--- Start of Material ---

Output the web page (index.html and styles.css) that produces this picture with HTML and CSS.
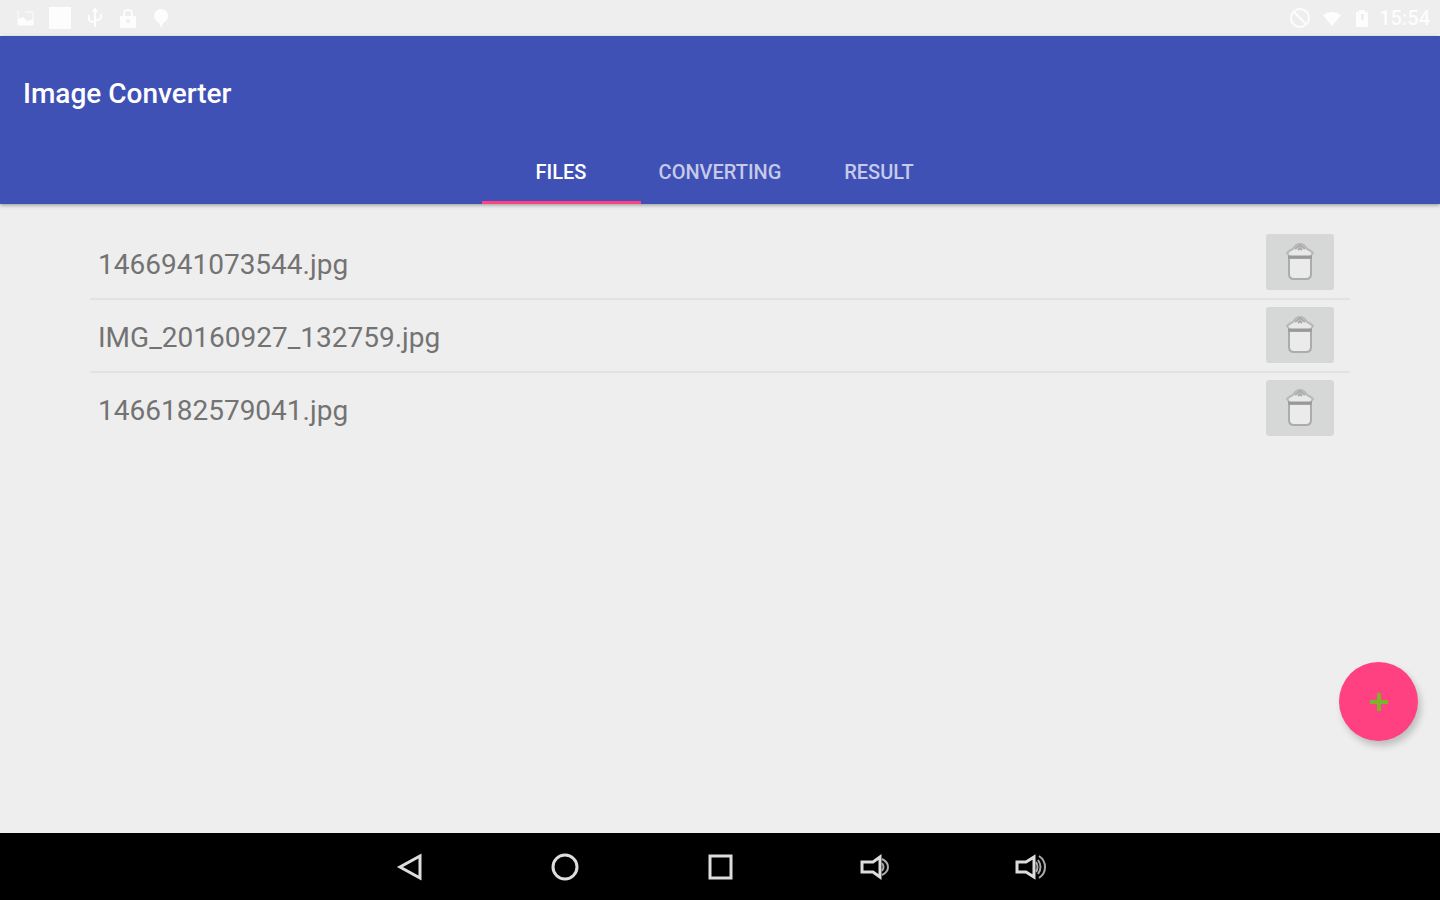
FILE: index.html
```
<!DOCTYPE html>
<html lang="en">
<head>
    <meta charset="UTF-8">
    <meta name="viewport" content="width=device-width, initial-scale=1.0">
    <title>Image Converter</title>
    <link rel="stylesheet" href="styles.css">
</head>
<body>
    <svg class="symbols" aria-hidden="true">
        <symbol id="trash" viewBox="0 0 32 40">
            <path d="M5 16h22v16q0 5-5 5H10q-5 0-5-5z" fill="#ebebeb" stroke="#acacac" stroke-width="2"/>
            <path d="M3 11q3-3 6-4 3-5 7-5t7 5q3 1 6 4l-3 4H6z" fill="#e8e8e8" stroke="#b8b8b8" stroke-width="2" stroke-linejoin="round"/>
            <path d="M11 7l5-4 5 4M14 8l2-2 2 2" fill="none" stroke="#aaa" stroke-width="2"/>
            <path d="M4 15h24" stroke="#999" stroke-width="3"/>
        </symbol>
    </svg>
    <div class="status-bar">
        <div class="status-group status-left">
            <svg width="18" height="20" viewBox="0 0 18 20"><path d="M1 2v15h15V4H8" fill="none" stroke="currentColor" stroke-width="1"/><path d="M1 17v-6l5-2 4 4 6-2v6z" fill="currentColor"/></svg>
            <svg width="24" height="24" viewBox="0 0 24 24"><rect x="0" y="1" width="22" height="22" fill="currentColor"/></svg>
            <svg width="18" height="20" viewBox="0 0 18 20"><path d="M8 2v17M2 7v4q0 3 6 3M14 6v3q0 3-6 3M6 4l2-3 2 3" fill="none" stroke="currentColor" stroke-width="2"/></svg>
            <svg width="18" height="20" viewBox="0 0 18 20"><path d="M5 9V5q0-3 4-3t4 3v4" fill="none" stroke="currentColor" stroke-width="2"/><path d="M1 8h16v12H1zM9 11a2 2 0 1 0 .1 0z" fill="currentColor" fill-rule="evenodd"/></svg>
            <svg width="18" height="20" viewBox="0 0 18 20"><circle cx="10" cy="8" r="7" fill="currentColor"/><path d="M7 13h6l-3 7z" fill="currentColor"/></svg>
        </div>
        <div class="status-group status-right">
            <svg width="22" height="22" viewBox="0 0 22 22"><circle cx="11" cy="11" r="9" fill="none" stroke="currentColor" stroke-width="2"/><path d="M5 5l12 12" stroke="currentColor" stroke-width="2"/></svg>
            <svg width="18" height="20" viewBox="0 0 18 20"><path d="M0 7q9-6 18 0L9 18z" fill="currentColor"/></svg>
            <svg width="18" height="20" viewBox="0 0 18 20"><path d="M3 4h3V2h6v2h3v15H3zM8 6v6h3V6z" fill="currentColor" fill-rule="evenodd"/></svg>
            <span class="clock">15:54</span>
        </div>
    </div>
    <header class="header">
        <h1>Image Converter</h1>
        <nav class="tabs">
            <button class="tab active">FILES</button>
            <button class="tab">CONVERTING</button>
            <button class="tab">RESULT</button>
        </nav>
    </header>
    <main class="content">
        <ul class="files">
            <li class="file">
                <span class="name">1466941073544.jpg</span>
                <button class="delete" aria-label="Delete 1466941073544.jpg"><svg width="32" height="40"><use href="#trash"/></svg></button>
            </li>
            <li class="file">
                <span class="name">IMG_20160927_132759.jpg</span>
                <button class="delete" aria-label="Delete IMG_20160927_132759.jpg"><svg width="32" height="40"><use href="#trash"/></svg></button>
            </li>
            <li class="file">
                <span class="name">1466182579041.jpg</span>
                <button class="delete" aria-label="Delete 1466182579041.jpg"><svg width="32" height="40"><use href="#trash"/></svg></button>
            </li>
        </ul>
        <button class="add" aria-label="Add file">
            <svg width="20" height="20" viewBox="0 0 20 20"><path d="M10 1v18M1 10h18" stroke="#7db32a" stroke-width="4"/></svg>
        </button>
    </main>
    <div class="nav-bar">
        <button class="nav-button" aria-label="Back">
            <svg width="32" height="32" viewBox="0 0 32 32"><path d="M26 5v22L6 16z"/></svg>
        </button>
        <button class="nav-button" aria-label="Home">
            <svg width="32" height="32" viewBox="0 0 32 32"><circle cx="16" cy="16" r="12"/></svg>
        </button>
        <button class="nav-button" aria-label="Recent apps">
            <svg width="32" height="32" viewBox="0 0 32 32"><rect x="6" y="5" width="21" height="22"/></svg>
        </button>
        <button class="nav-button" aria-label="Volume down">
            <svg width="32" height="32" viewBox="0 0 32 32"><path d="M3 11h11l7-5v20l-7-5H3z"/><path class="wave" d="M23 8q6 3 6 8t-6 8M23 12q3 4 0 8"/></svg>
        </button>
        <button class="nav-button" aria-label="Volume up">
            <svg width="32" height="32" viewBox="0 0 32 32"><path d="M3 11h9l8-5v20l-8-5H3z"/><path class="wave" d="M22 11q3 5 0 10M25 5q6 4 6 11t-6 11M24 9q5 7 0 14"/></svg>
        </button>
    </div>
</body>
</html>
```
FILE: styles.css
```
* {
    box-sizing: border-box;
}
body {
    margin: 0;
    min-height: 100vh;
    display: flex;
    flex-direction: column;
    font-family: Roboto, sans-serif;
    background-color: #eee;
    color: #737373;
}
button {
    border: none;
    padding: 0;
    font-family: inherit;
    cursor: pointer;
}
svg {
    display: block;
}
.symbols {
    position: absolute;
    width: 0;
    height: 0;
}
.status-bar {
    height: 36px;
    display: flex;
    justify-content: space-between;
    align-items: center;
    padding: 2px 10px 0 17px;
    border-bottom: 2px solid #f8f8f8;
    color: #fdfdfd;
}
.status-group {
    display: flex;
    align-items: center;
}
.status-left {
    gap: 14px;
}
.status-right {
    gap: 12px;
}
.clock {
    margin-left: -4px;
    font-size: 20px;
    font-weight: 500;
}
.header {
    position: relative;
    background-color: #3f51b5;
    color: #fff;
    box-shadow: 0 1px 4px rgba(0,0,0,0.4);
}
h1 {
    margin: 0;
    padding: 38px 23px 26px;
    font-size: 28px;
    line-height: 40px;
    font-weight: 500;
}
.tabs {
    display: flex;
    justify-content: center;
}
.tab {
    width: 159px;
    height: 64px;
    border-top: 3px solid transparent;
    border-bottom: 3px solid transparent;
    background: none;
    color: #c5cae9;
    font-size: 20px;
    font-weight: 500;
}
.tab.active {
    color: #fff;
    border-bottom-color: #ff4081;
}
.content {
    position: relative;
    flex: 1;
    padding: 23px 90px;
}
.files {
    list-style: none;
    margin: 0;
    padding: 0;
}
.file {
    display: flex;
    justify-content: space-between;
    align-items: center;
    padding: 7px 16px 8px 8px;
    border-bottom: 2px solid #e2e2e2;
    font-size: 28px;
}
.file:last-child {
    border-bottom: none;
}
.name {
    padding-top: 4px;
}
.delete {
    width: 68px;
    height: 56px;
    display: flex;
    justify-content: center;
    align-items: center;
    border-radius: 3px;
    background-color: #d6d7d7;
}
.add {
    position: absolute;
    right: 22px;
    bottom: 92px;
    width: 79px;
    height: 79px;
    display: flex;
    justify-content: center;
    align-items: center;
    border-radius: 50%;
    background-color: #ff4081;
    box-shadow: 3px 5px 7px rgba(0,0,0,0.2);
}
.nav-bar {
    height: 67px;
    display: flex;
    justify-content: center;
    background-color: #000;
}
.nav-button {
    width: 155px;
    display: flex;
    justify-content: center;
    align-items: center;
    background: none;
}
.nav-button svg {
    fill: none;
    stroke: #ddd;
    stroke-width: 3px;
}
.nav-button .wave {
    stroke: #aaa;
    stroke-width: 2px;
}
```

--- End of Material ---

» **Task requirements**: Reproduce the listing exactly. Leave its pictures out.

» **Task response**:
Output the web page (index.html and styles.css) that produces this picture with HTML and CSS.
FILE: index.html
```
<!DOCTYPE html>
<html lang="en">
<head>
    <meta charset="UTF-8">
    <meta name="viewport" content="width=device-width, initial-scale=1.0">
    <title>Image Converter</title>
    <link rel="stylesheet" href="styles.css">
</head>
<body>
    <svg class="symbols" aria-hidden="true">
        <symbol id="trash" viewBox="0 0 32 40">
            <path d="M5 16h22v16q0 5-5 5H10q-5 0-5-5z" fill="#ebebeb" stroke="#acacac" stroke-width="2"/>
            <path d="M3 11q3-3 6-4 3-5 7-5t7 5q3 1 6 4l-3 4H6z" fill="#e8e8e8" stroke="#b8b8b8" stroke-width="2" stroke-linejoin="round"/>
            <path d="M11 7l5-4 5 4M14 8l2-2 2 2" fill="none" stroke="#aaa" stroke-width="2"/>
            <path d="M4 15h24" stroke="#999" stroke-width="3"/>
        </symbol>
    </svg>
    <div class="status-bar">
        <div class="status-group status-left">
            <svg width="18" height="20" viewBox="0 0 18 20"><path d="M1 2v15h15V4H8" fill="none" stroke="currentColor" stroke-width="1"/><path d="M1 17v-6l5-2 4 4 6-2v6z" fill="currentColor"/></svg>
            <svg width="24" height="24" viewBox="0 0 24 24"><rect x="0" y="1" width="22" height="22" fill="currentColor"/></svg>
            <svg width="18" height="20" viewBox="0 0 18 20"><path d="M8 2v17M2 7v4q0 3 6 3M14 6v3q0 3-6 3M6 4l2-3 2 3" fill="none" stroke="currentColor" stroke-width="2"/></svg>
            <svg width="18" height="20" viewBox="0 0 18 20"><path d="M5 9V5q0-3 4-3t4 3v4" fill="none" stroke="currentColor" stroke-width="2"/><path d="M1 8h16v12H1zM9 11a2 2 0 1 0 .1 0z" fill="currentColor" fill-rule="evenodd"/></svg>
            <svg width="18" height="20" viewBox="0 0 18 20"><circle cx="10" cy="8" r="7" fill="currentColor"/><path d="M7 13h6l-3 7z" fill="currentColor"/></svg>
        </div>
        <div class="status-group status-right">
            <svg width="22" height="22" viewBox="0 0 22 22"><circle cx="11" cy="11" r="9" fill="none" stroke="currentColor" stroke-width="2"/><path d="M5 5l12 12" stroke="currentColor" stroke-width="2"/></svg>
            <svg width="18" height="20" viewBox="0 0 18 20"><path d="M0 7q9-6 18 0L9 18z" fill="currentColor"/></svg>
            <svg width="18" height="20" viewBox="0 0 18 20"><path d="M3 4h3V2h6v2h3v15H3zM8 6v6h3V6z" fill="currentColor" fill-rule="evenodd"/></svg>
            <span class="clock">15:54</span>
        </div>
    </div>
    <header class="header">
        <h1>Image Converter</h1>
        <nav class="tabs">
            <button class="tab active">FILES</button>
            <button class="tab">CONVERTING</button>
            <button class="tab">RESULT</button>
        </nav>
    </header>
    <main class="content">
        <ul class="files">
            <li class="file">
                <span class="name">1466941073544.jpg</span>
                <button class="delete" aria-label="Delete 1466941073544.jpg"><svg width="32" height="40"><use href="#trash"/></svg></button>
            </li>
            <li class="file">
                <span class="name">IMG_20160927_132759.jpg</span>
                <button class="delete" aria-label="Delete IMG_20160927_132759.jpg"><svg width="32" height="40"><use href="#trash"/></svg></button>
            </li>
            <li class="file">
                <span class="name">1466182579041.jpg</span>
                <button class="delete" aria-label="Delete 1466182579041.jpg"><svg width="32" height="40"><use href="#trash"/></svg></button>
            </li>
        </ul>
        <button class="add" aria-label="Add file">
            <svg width="20" height="20" viewBox="0 0 20 20"><path d="M10 1v18M1 10h18" stroke="#7db32a" stroke-width="4"/></svg>
        </button>
    </main>
    <div class="nav-bar">
        <button class="nav-button" aria-label="Back">
            <svg width="32" height="32" viewBox="0 0 32 32"><path d="M26 5v22L6 16z"/></svg>
        </button>
        <button class="nav-button" aria-label="Home">
            <svg width="32" height="32" viewBox="0 0 32 32"><circle cx="16" cy="16" r="12"/></svg>
        </button>
        <button class="nav-button" aria-label="Recent apps">
            <svg width="32" height="32" viewBox="0 0 32 32"><rect x="6" y="5" width="21" height="22"/></svg>
        </button>
        <button class="nav-button" aria-label="Volume down">
            <svg width="32" height="32" viewBox="0 0 32 32"><path d="M3 11h11l7-5v20l-7-5H3z"/><path class="wave" d="M23 8q6 3 6 8t-6 8M23 12q3 4 0 8"/></svg>
        </button>
        <button class="nav-button" aria-label="Volume up">
            <svg width="32" height="32" viewBox="0 0 32 32"><path d="M3 11h9l8-5v20l-8-5H3z"/><path class="wave" d="M22 11q3 5 0 10M25 5q6 4 6 11t-6 11M24 9q5 7 0 14"/></svg>
        </button>
    </div>
</body>
</html>
```
FILE: styles.css
```
* {
    box-sizing: border-box;
}
body {
    margin: 0;
    min-height: 100vh;
    display: flex;
    flex-direction: column;
    font-family: Roboto, sans-serif;
    background-color: #eee;
    color: #737373;
}
button {
    border: none;
    padding: 0;
    font-family: inherit;
    cursor: pointer;
}
svg {
    display: block;
}
.symbols {
    position: absolute;
    width: 0;
    height: 0;
}
.status-bar {
    height: 36px;
    display: flex;
    justify-content: space-between;
    align-items: center;
    padding: 2px 10px 0 17px;
    border-bottom: 2px solid #f8f8f8;
    color: #fdfdfd;
}
.status-group {
    display: flex;
    align-items: center;
}
.status-left {
    gap: 14px;
}
.status-right {
    gap: 12px;
}
.clock {
    margin-left: -4px;
    font-size: 20px;
    font-weight: 500;
}
.header {
    position: relative;
    background-color: #3f51b5;
    color: #fff;
    box-shadow: 0 1px 4px rgba(0,0,0,0.4);
}
h1 {
    margin: 0;
    padding: 38px 23px 26px;
    font-size: 28px;
    line-height: 40px;
    font-weight: 500;
}
.tabs {
    display: flex;
    justify-content: center;
}
.tab {
    width: 159px;
    height: 64px;
    border-top: 3px solid transparent;
    border-bottom: 3px solid transparent;
    background: none;
    color: #c5cae9;
    font-size: 20px;
    font-weight: 500;
}
.tab.active {
    color: #fff;
    border-bottom-color: #ff4081;
}
.content {
    position: relative;
    flex: 1;
    padding: 23px 90px;
}
.files {
    list-style: none;
    margin: 0;
    padding: 0;
}
.file {
    display: flex;
    justify-content: space-between;
    align-items: center;
    padding: 7px 16px 8px 8px;
    border-bottom: 2px solid #e2e2e2;
    font-size: 28px;
}
.file:last-child {
    border-bottom: none;
}
.name {
    padding-top: 4px;
}
.delete {
    width: 68px;
    height: 56px;
    display: flex;
    justify-content: center;
    align-items: center;
    border-radius: 3px;
    background-color: #d6d7d7;
}
.add {
    position: absolute;
    right: 22px;
    bottom: 92px;
    width: 79px;
    height: 79px;
    display: flex;
    justify-content: center;
    align-items: center;
    border-radius: 50%;
    background-color: #ff4081;
    box-shadow: 3px 5px 7px rgba(0,0,0,0.2);
}
.nav-bar {
    height: 67px;
    display: flex;
    justify-content: center;
    background-color: #000;
}
.nav-button {
    width: 155px;
    display: flex;
    justify-content: center;
    align-items: center;
    background: none;
}
.nav-button svg {
    fill: none;
    stroke: #ddd;
    stroke-width: 3px;
}
.nav-button .wave {
    stroke: #aaa;
    stroke-width: 2px;
}
```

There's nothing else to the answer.